Perhaps the most notable of Netflix’s OSS tools is the Simian Army – a series of tools that test for the tolerance of your cloud deployment by randomly shutting down certain systems. Chaos Monkey automatically selects individual virtual machines to collapse, while Chaos Gorilla does the same thing on a larger scale by replicating an entire Availability Zone in AWS’s cloud to shut down. Other projects like Asgard provide a cloud management dashboard to manage resources, while ICE tracks cloud spending by usage. Revealing the inner secrets of how it manages the tens of thousands of instances it uses in Amazon’s cloud at any given time isn’t all altruistic for Netflix though.
“There’s this massive realization in the industry that if you’re benefitting from these projects, then why not pay it forward and get the benefit of community input,” says Michael Skok, an industry watcher and venture capitalist at North Bridge Venture Partners who advises early stage cloud startups. “Ultimately you’re reducing your costs and increasing your value when you’re contributing to a movement. Everybody wins.”
The chief architect behind Netflix’s cloud and OSS strategy is Adrian Cockcroft, a former distinguished engineer at eBay and Sun, who says Netflix has many agendas in developing OSS. For one, it’s working to establish Netflix’s process as a best practice way of operating in the public cloud. Doing so allows the company to benefit from the knowledge of the broader open source community who recommend improvements. Furthermore, it helps Netflix hire and retain top engineering talent all while building up the company’s technology brand.
Now other companies beyond Netflix are starting to benefit from the company’s work. Eucalyptus makes software to run private clouds that are modeled off, and have fidelity with Amazon Web Service’s public cloud, and has worked to ensure Netflix OSS tools work on top of its private cloud platform. Vice president of products at Eucalyptus, Andy Knosp, says while not every customer will use tools such as the Simian Army or ICE, Netflix is providing a reference architecture of how to best use the public cloud.

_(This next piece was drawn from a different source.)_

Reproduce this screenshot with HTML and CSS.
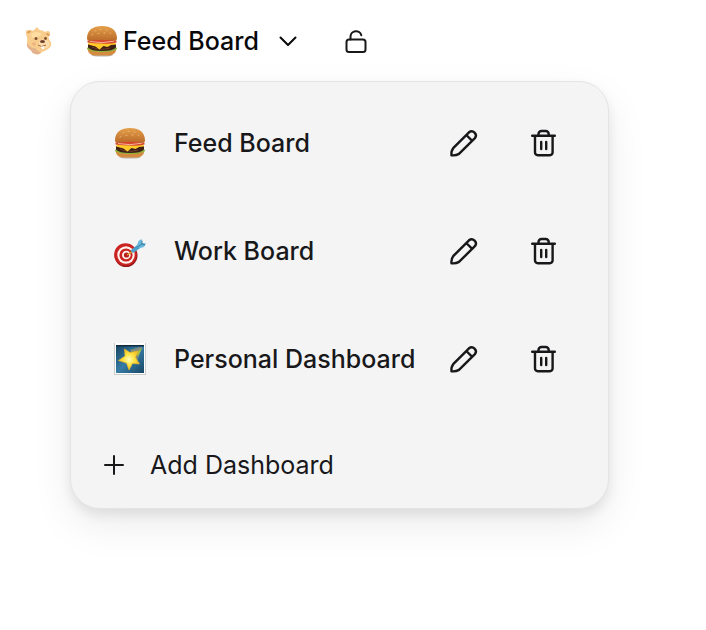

There are other impacts Netflix OSS has on the industry. For one, Netflix is cultivating developers both internally and outside the organization who have become experts in executing large-scale AWS cloud deployments, says Matt Asay, vice president of corporate strategy at NoSQL database company 10Gen, who recently wrote an article on ReadWriteWeb titled “Netflix positioned to lead the next wave of cloud adoption.”
Those experts will be recruited by other companies and take what they’ve learned from Netflix and apply it to other organizations, expanding the scope of organizations using the cloud in the same manner as Netflix.

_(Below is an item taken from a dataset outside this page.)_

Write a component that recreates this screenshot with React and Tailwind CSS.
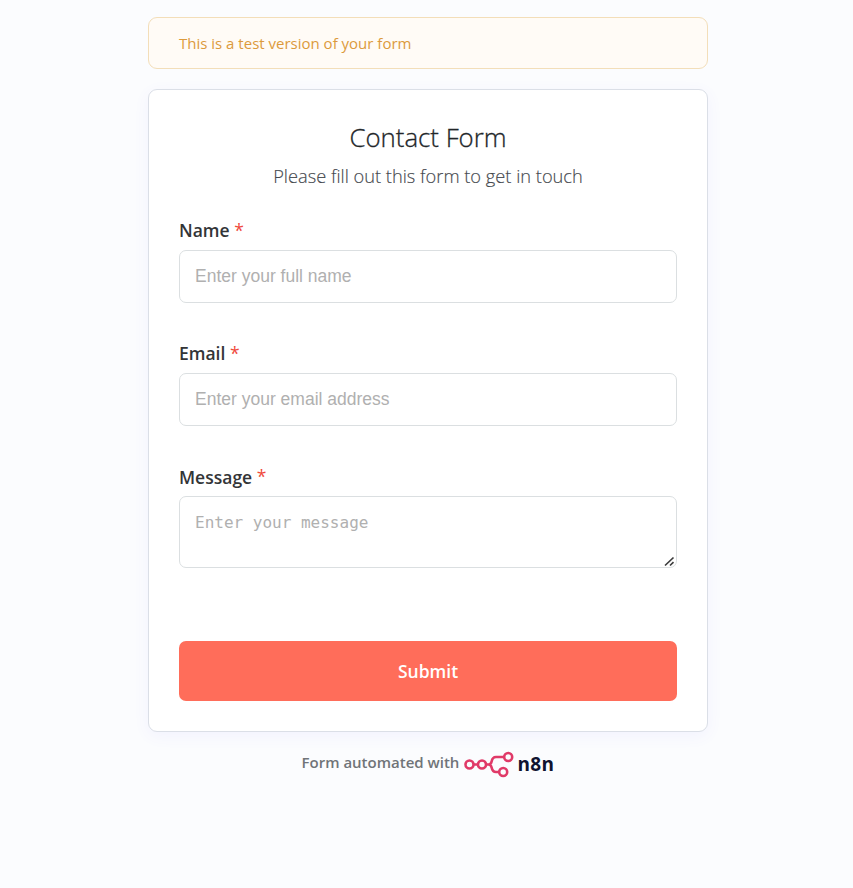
import React from 'react';

const fields = [
  { id: 'name', label: 'Name', placeholder: 'Enter your full name' },
  { id: 'email', label: 'Email', placeholder: 'Enter your email address' },
];

function Label({ id, children }) {
  return (
    <label htmlFor={id} className="block h-[38px] pt-[5px] text-[17.5px] leading-[26px] font-semibold text-[#333537]">
      {children} <span className="font-normal text-[#f04a3c]">*</span>
    </label>
  );
}

function Logo() {
  return (
    <svg width="50" height="28" viewBox="0 0 50 28" fill="none" stroke="#e03a68" strokeWidth="2.6">
      <circle cx="5.5" cy="14.5" r="4" />
      <circle cx="18" cy="14.5" r="4" />
      <circle cx="44.2" cy="7" r="4" />
      <circle cx="39.2" cy="22" r="4" />
      <path d="M9.5 14.5H14M22 14.5H24.5C26.5 14.5 27.2 13.3 27.6 11.5C28.2 8.5 29.2 7 32 7H40.2M24.5 14.5C26.5 14.5 27.2 15.7 27.6 17.5C28.2 20.5 29.2 22 32 22H35.2" />
    </svg>
  );
}

export default function App() {
  return (
    <main className="flex h-[888px] flex-col items-center bg-[#fbfcfe] pt-[17px] pl-[3px] font-['Open_Sans',sans-serif]">
      <div className="h-[52px] w-[560px] rounded-[9px] border border-[#f3deb9] bg-[#fffbf6] px-[30px] pt-[14px] text-[15px] leading-[22px] text-[#dc9a3c]">
        This is a test version of your form
      </div>
      <form className="mt-[20px] h-[643px] w-[560px] rounded-[9px] border border-[#dbdfe7] bg-white px-[30px] pt-[29px] shadow-[0_4px_16px_rgba(99,77,255,0.06)]">
        <h1 className="text-center text-[25.8px] leading-[36px] font-light text-[#222629] [-webkit-text-stroke:0.3px_#222629]">Contact Form</h1>
        <p className="mt-[8px] h-[49px] text-center text-[18.25px] leading-[26px] font-light text-[#45494e] [-webkit-text-stroke:0.15px_#45494e]">Please fill out this form to get in touch</p>
        {fields.map((f) => (
          <div key={f.id} className="h-[123px]">
            <Label id={f.id}>{f.label}</Label>
            <input id={f.id} placeholder={f.placeholder} className="block h-[53px] w-full rounded-[7px] border border-[#dbdfe1] px-[15px] font-['Liberation_Sans',sans-serif] text-[17.5px] placeholder:text-[#b0b0b0]" />
          </div>
        ))}
        <div className="relative">
          <Label id="message"><span className="relative top-px">Message</span></Label>
          <textarea id="message" placeholder="Enter your message" className="block h-[72px] w-full resize-none rounded-[7px] border border-[#dbdfe1] px-[15px] py-[14px] font-['DejaVu_Sans_Mono',monospace] text-[16px] placeholder:text-[#b0b0b0]" />
          <svg className="absolute right-[2px] bottom-[1px]" width="11" height="11" viewBox="0 0 11 11" fill="none" stroke="#3d3d3d" strokeWidth="1.7">
            <path d="M1 9.5L9.5 1.5M6 9.5L9.5 6.2" />
          </svg>
        </div>
        <button className="mt-[73px] h-[60px] w-full rounded-[7px] bg-[#ff6d5a] text-[17.5px] font-semibold text-white">Submit</button>
      </form>
      <div className="mt-[18px] flex h-[28px] items-center text-[15px] font-semibold text-[#707478]">
        <span className="mb-[4px]">Form automated with</span>
        <span className="ml-[5px]"><Logo /></span>
        <span className="ml-[3px] text-[19px] font-bold tracking-[0.4px] text-[#101330]">n8n</span>
      </div>
    </main>
  );
}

That’s exactly what happened with Carl Quinn, who used to manage the infrastructure engineering team at Netflix before being recruited to Riot Games, maker of one of the Internet’s most popular online streaming games, League of Legends. The game actually has just about as many streaming players as Netflix has streaming video customers, both at about 35 million, so the scale is equivalent between the two. Riot scooped up Quinn because of his skills in managing Netflix’s AWS use, which Quinn hopes to expand at Riot.
“Having these (Netflix OSS) tools at our disposal is huge,” he says. Netflix has already figured out ways of running massive-scale cloud platforms, which at the least Riot can use as a reference architecture for Riot deployments, and at most use some specific projects from Netflix OSS.

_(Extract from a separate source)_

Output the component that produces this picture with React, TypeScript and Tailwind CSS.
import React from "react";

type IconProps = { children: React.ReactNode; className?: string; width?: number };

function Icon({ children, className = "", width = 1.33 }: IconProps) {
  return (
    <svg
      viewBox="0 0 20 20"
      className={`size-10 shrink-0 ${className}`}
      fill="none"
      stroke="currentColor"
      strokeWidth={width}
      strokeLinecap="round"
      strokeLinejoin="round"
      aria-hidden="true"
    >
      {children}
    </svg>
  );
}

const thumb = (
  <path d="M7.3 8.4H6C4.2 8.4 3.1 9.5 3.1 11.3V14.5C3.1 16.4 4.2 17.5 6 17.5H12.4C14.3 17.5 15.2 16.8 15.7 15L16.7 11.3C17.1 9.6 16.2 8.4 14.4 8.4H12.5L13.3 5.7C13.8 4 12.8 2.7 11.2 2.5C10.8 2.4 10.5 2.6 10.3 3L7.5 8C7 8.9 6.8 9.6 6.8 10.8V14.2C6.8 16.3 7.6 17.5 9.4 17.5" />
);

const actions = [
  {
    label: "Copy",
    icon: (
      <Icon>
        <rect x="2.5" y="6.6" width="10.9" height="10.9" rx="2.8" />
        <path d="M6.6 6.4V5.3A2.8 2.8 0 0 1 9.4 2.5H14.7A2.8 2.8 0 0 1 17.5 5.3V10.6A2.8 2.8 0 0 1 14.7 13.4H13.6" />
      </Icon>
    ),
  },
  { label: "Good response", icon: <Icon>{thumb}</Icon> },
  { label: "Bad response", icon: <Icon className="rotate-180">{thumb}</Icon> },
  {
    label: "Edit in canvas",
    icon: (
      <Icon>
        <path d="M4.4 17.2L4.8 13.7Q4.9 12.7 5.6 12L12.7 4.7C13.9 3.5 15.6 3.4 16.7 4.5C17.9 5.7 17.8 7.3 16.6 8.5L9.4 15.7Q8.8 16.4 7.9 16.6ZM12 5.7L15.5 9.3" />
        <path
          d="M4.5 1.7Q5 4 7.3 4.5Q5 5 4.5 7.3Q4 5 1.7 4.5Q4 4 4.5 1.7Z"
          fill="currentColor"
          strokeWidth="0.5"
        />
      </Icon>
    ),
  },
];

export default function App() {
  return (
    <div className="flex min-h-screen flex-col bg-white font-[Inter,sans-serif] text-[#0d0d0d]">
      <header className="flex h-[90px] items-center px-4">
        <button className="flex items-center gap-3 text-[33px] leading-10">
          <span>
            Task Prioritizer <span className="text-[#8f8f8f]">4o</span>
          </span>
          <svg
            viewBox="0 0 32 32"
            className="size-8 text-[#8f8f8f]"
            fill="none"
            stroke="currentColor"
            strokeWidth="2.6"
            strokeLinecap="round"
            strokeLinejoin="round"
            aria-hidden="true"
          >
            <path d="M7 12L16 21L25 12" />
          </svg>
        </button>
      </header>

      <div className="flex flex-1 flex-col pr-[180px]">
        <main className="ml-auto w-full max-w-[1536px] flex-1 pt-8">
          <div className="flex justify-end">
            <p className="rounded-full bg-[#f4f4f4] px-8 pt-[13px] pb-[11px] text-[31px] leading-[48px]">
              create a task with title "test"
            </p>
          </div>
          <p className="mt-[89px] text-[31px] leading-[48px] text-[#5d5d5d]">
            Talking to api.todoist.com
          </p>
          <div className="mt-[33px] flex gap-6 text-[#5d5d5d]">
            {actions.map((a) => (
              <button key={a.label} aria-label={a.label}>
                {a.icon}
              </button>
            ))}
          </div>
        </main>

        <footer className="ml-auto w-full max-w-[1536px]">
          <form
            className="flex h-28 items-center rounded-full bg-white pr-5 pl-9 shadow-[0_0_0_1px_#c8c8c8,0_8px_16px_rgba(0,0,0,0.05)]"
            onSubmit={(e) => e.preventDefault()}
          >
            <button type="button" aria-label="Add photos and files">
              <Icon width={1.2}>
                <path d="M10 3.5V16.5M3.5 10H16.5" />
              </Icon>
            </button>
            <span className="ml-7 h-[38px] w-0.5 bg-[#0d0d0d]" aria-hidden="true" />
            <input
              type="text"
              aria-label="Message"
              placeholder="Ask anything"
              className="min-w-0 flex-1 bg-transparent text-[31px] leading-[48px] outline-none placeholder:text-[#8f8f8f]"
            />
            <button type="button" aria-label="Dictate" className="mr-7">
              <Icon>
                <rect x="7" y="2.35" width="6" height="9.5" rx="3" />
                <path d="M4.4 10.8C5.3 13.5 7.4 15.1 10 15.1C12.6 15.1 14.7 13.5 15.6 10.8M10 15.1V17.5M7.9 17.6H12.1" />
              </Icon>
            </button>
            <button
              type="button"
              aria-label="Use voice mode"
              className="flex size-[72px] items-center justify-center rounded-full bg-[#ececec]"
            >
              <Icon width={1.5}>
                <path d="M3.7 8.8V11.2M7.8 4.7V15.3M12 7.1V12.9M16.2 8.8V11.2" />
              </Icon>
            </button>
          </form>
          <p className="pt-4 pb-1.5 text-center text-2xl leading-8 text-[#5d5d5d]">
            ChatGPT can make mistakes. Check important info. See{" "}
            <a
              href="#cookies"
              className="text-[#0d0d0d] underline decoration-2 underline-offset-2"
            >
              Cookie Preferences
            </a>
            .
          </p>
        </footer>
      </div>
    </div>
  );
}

Not everyone is buying this blueprint, however. Some question how well Netflix has actually architected its cloud. The company famously fell silent on Christmas Eve in 2012 when Amazon’s cloud had an outage, bringing down the video streaming service on the holiday night. In a post titled “How Netflix is ruining cloud computing,” Joe Masters Emison argues that the best practices Netflix is encouraging aren’t really the best. Netflix is completely in Amazon’s cloud and users who follow that path are locking themselves into using only one cloud provider, he says, for example. Many believe the future of cloud computing will involve many public cloud options, not having all your eggs in one basket.
Cockcroft, Netflix’s cloud architect, says the company is exploring the use of other clouds, but none are at a feature and scale parity yet compared to Amazon for Netflix to use in a significant way. His goal is to run Netflix 100% from the cloud though, so he’s exploring all options. As for the outages, Cockcroft says that’s a fact of life in large-scale distributed systems like the public cloud.
Even Amazon’s CTO Werner Vogels warns customers that failures will happen. How well of a job Netflix has done being resilient to those failures is in the eye of the beholder: Some AWS outages have not impacted Netflix, others have.
Carl Brooks, a cloud watcher at the 451 Research Group, says realistically the Netflix OSS tools are good for companies who use a lot of AWS resources, and especially video streaming companies, because that’s what Netflix specializes in. Are the tools applicable to typical AWS customers? Maybe, but at least right now they’re not the next major cloud platform that will be adopted in the enterprise.
What Netflix can continue to do however, is prove that the cloud can be used to run important applications. For enterprises and organizations worried about using the cloud for their mission-critical services, Netflix is proving that it can be done. And it’s even sharing how to do it.